Federal directives and protocols to protect classified national security information and intelligence within government entities have been in place since the 1980s, and the digital revolution has given way to several security regulations that impact all markets and industries. The following common privacy regulations affecting a variety of enterprise businesses and data centre facilities include requirements for limiting physical access to information systems, equipment and IT operating environments to authorised individuals.

  • HIPAA and HITECH: The Health Insurance Portability and Accessibility Act (HIPAA) and the Health Information Technology for Economic and Clinical Health (HITECH) Act focus on the protection of personal health information and electronic health records. With violation penalties that can reach $1,5-million, these two acts apply to hospitals and healthcare facilities, as well as companies that need to access or transmit this type of information.
  • Sarbanes-Oxley: Mandatory for all organisations, the Sarbanes-Oxley Act of 2002 (often abbreviated as SOX) was enacted in response to financial scandals that occurred in the late 1990s. The act specifies the types of information to be stored by businesses and the amount of time it should be stored. SOX requires businesses to have an auditable trail of information, physical security, and a system for monitoring and reviewing access on a periodic basis.
  • PCI-DSS: Established jointly by Visa, MasterCard, Discover and American Express, the Payment Card Industry Data Security Standard (PCI-DSS) relates to all businesses that accept credit card payments – either online or off. Requirement 9 of PCI-DSS states that any physical access to data or systems should be appropriately restricted and entry controls used to limit and monitor physical access to systems that store, process or transmit cardholder data.
  • EU general data protection regulation: This regulation unified data protection within the European Union (EU) and within organisations outside of the EU that process any personal data of EU residents. It requires any entity that holds personal data to keep the data safe and secure from potential abuse, theft or loss.
  • SSAE 16: Issued by the American Institute of Certified Public Accountants, SSAE 16 is an auditing standard that covers data centre security, controls, management and operating effectiveness. Geared primarily towards traded enterprises, financial institutions, healthcare organisations and large colocation data centres, SSAE 16-compliant data centres restrict physical access to the data centre through a combination of physical security systems and biometric identification.
  • Cloud Security Alliance (CSA): With nearly 50 000 members, this non-profit organisation, working to promote security within cloud computing providers and facilities, heads several research and education initiatives to help companies ensure secure cloud computing services. They also help to assess the security of private and public cloud computing facilities, including physical security and access control.

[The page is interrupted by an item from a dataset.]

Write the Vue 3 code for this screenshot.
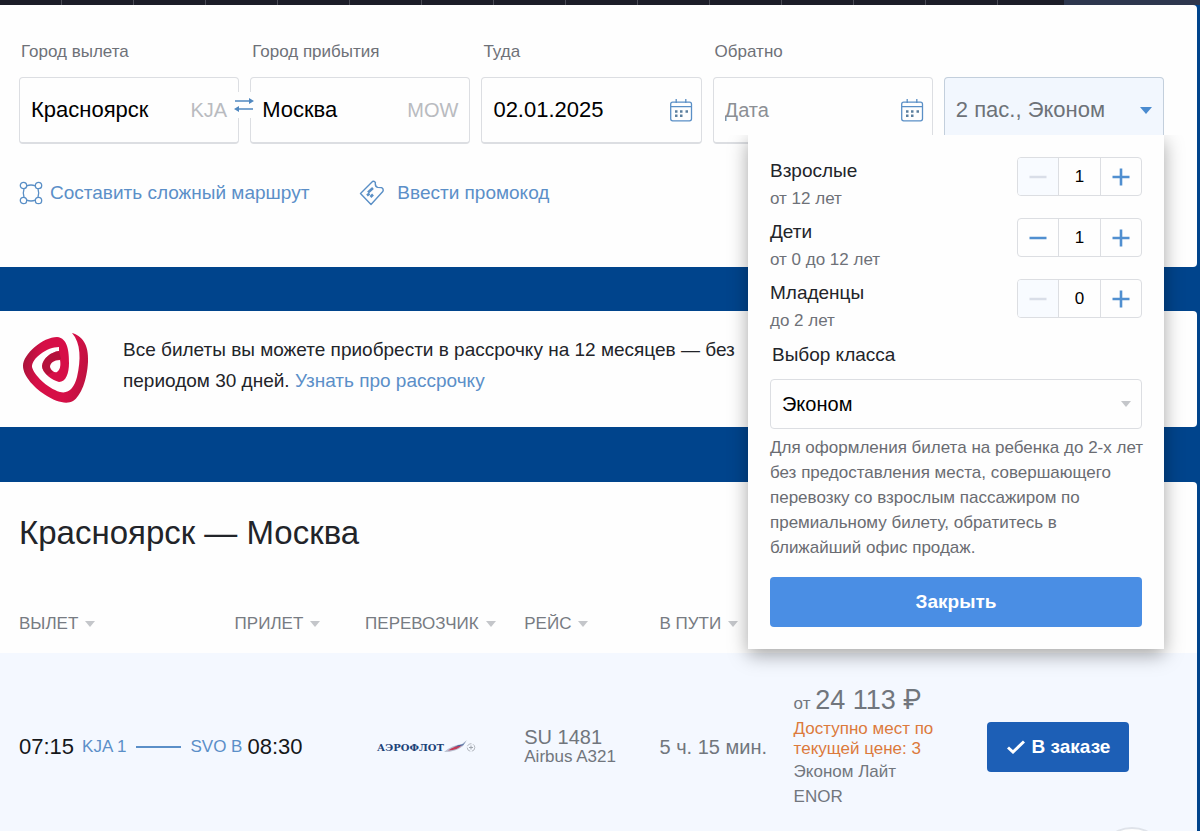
<template>
  <div class="page">
    <div class="topbar"></div>

    <section class="panel search">
      <div class="fields">
        <div class="field">
          <label for="from">Город вылета</label>
          <div class="box">
            <input id="from" v-model="from" type="text" />
            <span class="code">KJA</span>
          </div>
          <button class="swap" type="button" aria-label="Поменять города" @click="swapCities">
            <svg width="20" height="14" viewBox="0 0 20 14">
              <path d="M1 3h15M19 11H4" stroke="#5088c0" stroke-width="1.4" fill="none" />
              <path d="M15 0l5 3-5 3zM5 8l-5 3 5 3z" fill="#5088c0" />
            </svg>
          </button>
        </div>
        <div class="field">
          <label for="to">Город прибытия</label>
          <div class="box">
            <input id="to" v-model="to" type="text" />
            <span class="code">MOW</span>
          </div>
        </div>
        <div v-for="d in dates" :key="d.id" class="field">
          <label :for="d.id">{{ d.label }}</label>
          <div class="box">
            <input :id="d.id" v-model="d.value" type="text" placeholder="Дата" />
            <svg class="calendar" width="24" height="24" viewBox="0 0 24 24">
              <rect x="1.7" y="4.2" width="20.8" height="18.6" rx="2" fill="none" stroke="#5a8fc6" stroke-width="1.3" />
              <path d="M2 8.6h20.500M7.200 1v4M16.800 1v4" stroke="#5a8fc6" stroke-width="1.3" />
              <path d="M6 13.500h2.500M11 13.500h2.500M16.500 13.500h2.500M6 17.800h2.500M11 17.800h2.500" stroke="#5b7f9e" stroke-width="2.500" />
            </svg>
          </div>
        </div>
        <div class="field">
          <button class="pax" type="button" @click="open = !open">
            <span>2 пас., Эконом</span>
            <i class="caret caret-blue"></i>
          </button>
          <div v-if="open" class="popup">
            <div v-for="p in passengers" :key="p.title" class="row">
              <div>
                <div class="row-title">{{ p.title }}</div>
                <div class="row-note">{{ p.note }}</div>
              </div>
              <div class="counter">
                <button type="button" :disabled="p.count <= p.min" aria-label="Меньше" @click="p.count--">
                  <svg width="18" height="18" viewBox="0 0 18 18"><path d="M0.500 9h17" stroke="currentColor" stroke-width="2.600" /></svg>
                </button>
                <span>{{ p.count }}</span>
                <button type="button" aria-label="Больше" @click="p.count++">
                  <svg width="18" height="18" viewBox="0 0 18 18"><path d="M0.500 9h17M9 0.500v17" stroke="currentColor" stroke-width="2.600" /></svg>
                </button>
              </div>
            </div>
            <label class="class-label" for="cabin">Выбор класса</label>
            <div class="select-wrap">
              <select id="cabin" v-model="cabin">
                <option>Эконом</option>
                <option>Комфорт</option>
                <option>Бизнес</option>
              </select>
              <i class="caret"></i>
            </div>
            <p class="hint">
              Для оформления билета на ребенка до 2-х лет<br />
              без предоставления места, совершающего<br />
              перевозку со взрослым пассажиром по<br />
              премиальному билету, обратитесь в<br />
              ближайший офис продаж.
            </p>
            <button class="close" type="button" @click="open = false">Закрыть</button>
          </div>
        </div>
      </div>

      <div class="links">
        <a href="#">
          <svg width="24" height="24" viewBox="0 0 24 24" fill="none" stroke="#5a8fc6" stroke-width="1.3">
            <circle cx="4.500" cy="4.500" r="3.200" />
            <circle cx="19.500" cy="4.500" r="3.200" />
            <circle cx="4.500" cy="19.500" r="3.200" />
            <circle cx="19.500" cy="19.500" r="3.200" />
            <path d="M7.700 4.800Q12 3.200 16.300 4.800M7.700 19.200Q12 20.800 16.300 19.200M5 7.700Q3.600 12 5 16.300M19 7.700Q20.400 12 19 16.300" />
          </svg>
          Составить сложный маршрут
        </a>
        <a href="#">
          <svg width="31" height="26" viewBox="0 0 31 26" fill="none" stroke="#5a8fc6" stroke-width="1.4" stroke-linejoin="round">
            <path d="M1.500 13.500L13.500 1.500Q15.500 0.800 16.400 2.600Q15.800 6.400 18.600 7.400Q21 7.400 22.600 7.600Q25 9 23.800 11.500L12 24.500Z" />
            <path d="M9 12.500l5-4.500M8 15.500l2.500-2M11.500 17l2.500-2.500" stroke-width="2.600" />
          </svg>
          Ввести промокод
        </a>
      </div>
    </section>

    <section class="panel banner">
      <svg class="logo" width="68" height="74" viewBox="0 0 68 74">
        <defs>
          <linearGradient id="red" x1="0" y1="0.400" x2="1" y2="0.600">
            <stop offset="0" stop-color="#a8143a" />
            <stop offset="0.250" stop-color="#d60f47" />
            <stop offset="0.700" stop-color="#d60f47" />
            <stop offset="1" stop-color="#bd1340" />
          </linearGradient>
        </defs>
        <path d="M49 1C59 4 66 12 65 30C64 48 58 64 50 69C43 73 32 69 24 64C12 57 0 44 0 34C0 22 20 5 34 5C45 6 46 20 46 31C46 41 43 50 36 50C29 48 19 41 19 34C20 26 28 20 36 19L36 15C24 15 9 26 9 35C11 43 24 56 37 60C46 62 51 56 54 45C58 28 58 11 49 1Z" fill="url(#red)" />
        <path d="M19 34C20 26 28 20 36 19L38 27C31 28 27 31 27 35Q27 38 30 40L24 43Q19 38 19 34Z" fill="#9c1233" opacity="0.600" />
        <path d="M37 28C31 28 27 31 27 35C28 39 32 41 34 40C37 38 38 33 37 28Z" fill="#fefefe" />
      </svg>
      <p>
        Все билеты вы можете приобрести в рассрочку на 12 месяцев — без<br />
        периодом 30 дней. <a href="#">Узнать про рассрочку</a>
      </p>
    </section>

    <section class="panel results">
      <h1>Красноярск — Москва</h1>
      <table>
        <thead>
          <tr>
            <th v-for="(c, i) in columns" :key="i" :style="{ width: c.width }">
              {{ c.title }}<i v-if="c.title" class="caret"></i>
            </th>
          </tr>
        </thead>
        <tbody>
          <tr>
            <td colspan="2">
              <div class="route">
                <span class="time">07:15</span>
                <span class="airport">KJA 1</span>
                <span class="line"></span>
                <span class="airport">SVO B</span>
                <span class="time">08:30</span>
              </div>
            </td>
            <td>
              <div class="carrier">
                <span>АЭРОФЛОТ</span>
                <svg width="32" height="14" viewBox="0 0 32 14">
                  <path d="M0 12Q8 5 18 4L23 0L19 6Q12 12 0 12Z" fill="#b9bfd0" />
                  <path d="M4 10.500Q10 6 18 5Q14 10 4 10.500Z" fill="#c43a58" />
                  <path d="M10 7Q14 4.600 19 4.200L22 1.200L19 5.200Z" fill="#3c63a0" />
                  <circle cx="27" cy="7.500" r="3.800" fill="none" stroke="#b4b9c0" stroke-dasharray="5 1.500" />
                  <path d="M25 7.500h4M27 5.500v4" stroke="#a0a6ae" />
                </svg>
              </div>
            </td>
            <td>
              <div class="flight">SU 1481</div>
              <div class="plane">Airbus A321</div>
            </td>
            <td class="duration">5 ч. 15 мин.</td>
            <td>
              <div class="price">от <b>24 113 <span class="ruble">₽</span></b></div>
              <div class="seats">Доступно мест по текущей цене: 3</div>
              <div class="fare">Эконом Лайт</div>
              <div class="fare">ENOR</div>
            </td>
            <td>
              <button class="order" type="button">
                <svg width="18" height="14" viewBox="0 0 18 14"><path d="M1 7.500L6 12L17 1.500" fill="none" stroke="#fff" stroke-width="3" /></svg>
                В заказе
              </button>
            </td>
          </tr>
        </tbody>
      </table>
    </section>

    <button class="up" type="button" aria-label="Наверх"></button>
  </div>
</template>

<script setup>
import { ref } from 'vue';

const from = ref('Красноярск');
const to = ref('Москва');
const open = ref(true);
const cabin = ref('Эконом');

const dates = ref([
  { id: 'there', label: 'Туда', value: '02.01.2025' },
  { id: 'back', label: 'Обратно', value: '' }
]);

const passengers = ref([
  { title: 'Взрослые', note: 'от 12 лет', count: 1, min: 1 },
  { title: 'Дети', note: 'от 0 до 12 лет', count: 1, min: 0 },
  { title: 'Младенцы', note: 'до 2 лет', count: 0, min: 0 }
]);

const columns = [
  { title: 'ВЫЛЕТ', width: '19.6%' },
  { title: 'ПРИЛЕТ', width: '10.9%' },
  { title: 'ПЕРЕВОЗЧИК', width: '13.3%' },
  { title: 'РЕЙС', width: '11.3%' },
  { title: 'В ПУТИ', width: '11.2%' },
  { title: '', width: '16.2%' },
  { title: '', width: '17.5%' }
];

function swapCities() {
  [from.value, to.value] = [to.value, from.value];
}
</script>

<style>
body {
  background-color: #00448c;
}
</style>

<style scoped>
* {
  box-sizing: border-box;
}
.page {
  font-family: "Liberation Sans", Arial, sans-serif;
  font-size: 17px;
  color: #222429;
  height: 100vh;
  overflow: hidden;
}
button, input, select {
  font-family: inherit;
  color: inherit;
}
a {
  color: #5b8fc8;
  text-decoration: none;
}
.topbar {
  height: 5px;
  background: linear-gradient(90deg, transparent 1064px, #2e374e 1064px),
    repeating-linear-gradient(90deg, #1c1d28 0 61px, #4a4b55 61px 62px, #1c1d28 62px 72px);
}
.panel {
  background-color: #fefefe;
  margin-right: 3px;
  border-radius: 0 4px 4px 0;
}
.caret {
  display: inline-block;
  border: 5px solid transparent;
  border-top: 6px solid #c4c6ca;
  border-bottom: 0;
}
.caret-blue {
  border-width: 7px 6px 0;
  border-top-color: #4a8bd0;
}

/* search form */
.search {
  height: 262px;
  padding: 37px 33px 0 19px;
}
.fields {
  display: grid;
  grid-template-columns: repeat(5, 1fr);
  gap: 11px;
  align-items: end;
}
.field {
  position: relative;
}
.field > label {
  display: block;
  line-height: 20px;
  padding-left: 2px;
  margin-bottom: 15px;
  color: #6e7178;
}
.box, .pax {
  display: flex;
  align-items: center;
  width: 100%;
  height: 67px;
  padding: 0 11px;
  background-color: #fefefe;
  border: 1px solid #dcdee2;
  border-bottom-width: 2px;
  border-radius: 4px;
}
.box input {
  flex: 1;
  min-width: 0;
  width: 0;
  padding: 0;
  border: 0;
  outline: 0;
  background: none;
  font-size: 22px;
  color: #000;
}
.box input::placeholder {
  color: #8c8f94;
  font-size: 20px;
}
.code {
  font-size: 20px;
  color: #b9bbc0;
}
.calendar {
  margin-right: -3px;
}
.swap {
  position: absolute;
  right: -15px;
  bottom: 26px;
  z-index: 1;
  width: 20px;
  height: 26px;
  padding: 0;
  border: 0;
  background-color: #fefefe;
}
.swap svg {
  display: block;
}
.pax {
  justify-content: space-between;
  background-color: #f2f7fe;
  border-color: #c3cfdc;
  font-size: 22px;
  color: #6d7278;
}
.links {
  display: flex;
  gap: 50px;
  margin-top: 36px;
  font-size: 19px;
}
.links a {
  display: flex;
  align-items: center;
  gap: 7px;
  line-height: 26px;
}

/* passengers popup */
.popup {
  position: absolute;
  top: 58px;
  right: 0;
  z-index: 2;
  width: 416px;
  padding: 22px;
  background-color: #fefefe;
  box-shadow: 0 6px 18px rgba(0, 0, 0, 0.35);
  clip-path: inset(0 -30px -30px -30px);
}
.row {
  display: flex;
  justify-content: space-between;
  margin-bottom: 5px;
  line-height: 28px;
}
.row-title, .class-label {
  font-size: 19px;
}
.row-note {
  color: #6e7178;
}
.counter {
  display: grid;
  grid-template-columns: 1fr 43px 1fr;
  width: 125px;
  height: 39px;
  border: 1px solid #dcdee2;
  border-radius: 4px;
  overflow: hidden;
}
.counter span {
  border: solid #dcdee2;
  border-width: 0 1px;
  text-align: center;
  line-height: 37px;
  color: #000;
}
.counter button {
  display: flex;
  align-items: center;
  justify-content: center;
  padding: 0;
  border: 0;
  background: none;
  color: #508fd0;
}
.counter button:disabled {
  background-color: #f8fbff;
  color: #d9dee8;
}
.class-label {
  display: block;
  margin: 6px 0 10px 2px;
  line-height: 28px;
}
.select-wrap {
  position: relative;
}
.select-wrap select {
  appearance: none;
  display: block;
  width: 100%;
  height: 50px;
  padding: 0 11px;
  border: 1px solid #dcdee2;
  border-radius: 4px;
  background-color: #fefefe;
  font-size: 20px;
  color: #000;
}
.select-wrap .caret {
  position: absolute;
  right: 11px;
  top: 22px;
}
.hint {
  margin: 6px 0 17px;
  line-height: 25px;
  white-space: nowrap;
  color: #6a6c72;
}
.close {
  display: block;
  width: 100%;
  height: 50px;
  border: 0;
  border-radius: 4px;
  background-color: #4a8ee4;
  color: #fff;
  font-size: 19px;
  font-weight: bold;
}

/* instalment banner */
.banner {
  display: flex;
  align-items: center;
  gap: 32px;
  height: 116px;
  margin-top: 44px;
  padding-left: 23px;
}
.banner p {
  margin: 0;
  padding-bottom: 8px;
  font-size: 19px;
  line-height: 31px;
  white-space: nowrap;
}

/* flights */
.results {
  margin-top: 55px;
  padding-top: 29px;
}
h1 {
  margin: 0;
  padding-left: 19px;
  font-size: 33px;
  font-weight: normal;
  line-height: 44px;
}
table {
  width: 100%;
  table-layout: fixed;
  border-collapse: collapse;
}
th, td {
  padding: 0;
  text-align: left;
  font-weight: normal;
  white-space: nowrap;
}
th {
  height: 98px;
  padding-top: 40px;
  color: #777b82;
}
th:first-child, td:first-child {
  padding-left: 19px;
}
th .caret {
  margin-left: 7px;
  vertical-align: 2px;
}
td {
  height: 190px;
  padding-bottom: 2px;
  background-color: #f4f8ff;
  color: #71767d;
}
.route {
  display: flex;
  align-items: center;
}
.time {
  font-size: 22px;
  color: #15171a;
}
.airport {
  margin: 0 5px 0 8px;
  color: #5b8fc8;
}
.line {
  width: 45px;
  margin: 0 1px 0 5px;
  border-top: 2px solid #5b8fc8;
}
.carrier {
  display: flex;
  align-items: center;
  padding-left: 12px;
}
.carrier span {
  font: bold 10px "DejaVu Serif", serif;
  color: #1c4378;
}
.flight, .duration {
  font-size: 20px;
  line-height: 20px;
}
.plane, .seats {
  line-height: 20px;
}
.price {
  line-height: 30px;
}
.price b {
  font-size: 27px;
  font-weight: normal;
}
.ruble {
  font-family: "Roboto", "Noto Sans", sans-serif;
}
.seats {
  width: 150px;
  white-space: normal;
  color: #dc7a3c;
}
.fare {
  line-height: 25px;
}
.order {
  display: flex;
  align-items: center;
  justify-content: center;
  gap: 7px;
  width: 142px;
  height: 50px;
  padding: 0;
  border: 0;
  border-radius: 4px;
  background-color: #1d5fb6;
  color: #fff;
  font-size: 19px;
  font-weight: bold;
}
.up {
  position: fixed;
  right: 32px;
  bottom: -68px;
  width: 72px;
  height: 72px;
  border: 2px solid #dfe3ea;
  border-radius: 50%;
  background-color: #fefefe;
}
</style>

Data centres were once viewed as supporters of a business model, but today they are the business model. With virtually all business now accomplished via the data centre, enterprise companies need to protect private data from both external and internal security breaches to comply with regulations and to protect their customers and their reputation.

As the overall need for physical security in the data centre gains more attention in the aftermath of security breaches, the TIA TR42.1 works even on a physical network security standard that will provide guidelines for protecting critical network equipment from unauthorised access. The standard is slated to recommend the capability to detect and report unauthorised access to cabinets and device connections or disconnections via DCIM. To overcome the challenges of physical security at the cabinet level, government and enterprise data centres need enhanced cabinet access systems that ensures indisputable audit trails, integrates with existing facility security systems, offers flexible deployment options and significantly cuts deployment and operating costs – all while maintaining the highest level of regulatory compliance.